“Uncertainty now is as high as it has ever been” OECD Briefing
OECD released its latest Global Economic Outlook yesterday. The economic outlook models on two scenarios; one with a single wave of COVID-19 infections and second, with a double wave of COVID-19 infections. According to OECD, this is the worst economic and health crisis since World War 2 recession; OECD was established 60 years back. Global GDP to drop by 6 percent for a single wave scenario or 7.6 percent for a double wave scenario of COVID-19 outbreak. OECD has divided the pandemic into three stages: Phase 1 Containment, Phase 2 co-existing with COVID-19 and Phase 3 Vaccine and/or treatment. The world reels under unprecedented high unemployment and increased public debt as per cent of GDP. The scenario takes a pessimistic outlook if the second wave of COVID-19 infections strikes the world with a prolonged contraction in the economy. | Graph Source OECD
Tourism, hospitality and entertainment, among others the hardest hit leading to social disruption through the loss of jobs, especially for less-skilled workers including youth. OECD unemployment to climb to 9.2 percent from 5.4 percent in 2019. Although OECD stands with governments for fiscal stimulus; it outlined their concerns that the stimulus should be intended for the neediest people and focus on the highest quality investment.
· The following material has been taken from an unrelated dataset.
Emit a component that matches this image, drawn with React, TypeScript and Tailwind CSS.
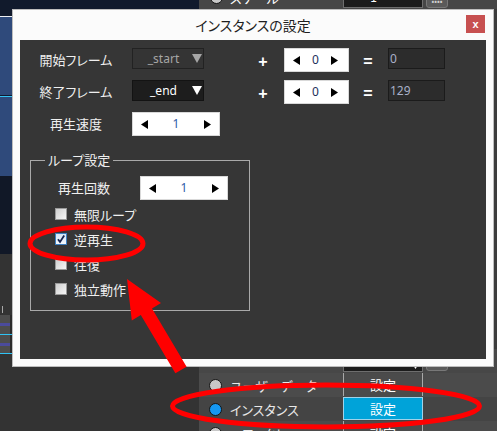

However, OECD pointed out correctly that the debt levels are increasing to very high levels much more than the financial crisis of 2008. The pandemic will affect the informal workers exponentially due to difficulty in connecting with them. Emerging markets are more vulnerable due to weak structural foundation in the healthcare sector, with high participation of informal sector that remains outside the social security net, low commodity prices etc.
The outflow of capital from the emerging markets are at all-time highs much more than that seen during the global credit crisis marginalizing Forex reserves. In terms of forex reserves, based on RBI data, India’s foreign reserves have increased by $9.2 billion taking the total Forex tally to $487 billion, a year of imports giving the central bank lot of flexibility to step in if the India rupee depreciates due to capital outflows. India’s GDP to fall to 3.7 percent single wave Vs 7.3 percent double wave of a COVID-19 outbreak scenario. India’s unemployment rate hovers over 20 per cent as about two-thirds of economic activity was either closed or in a slowdown.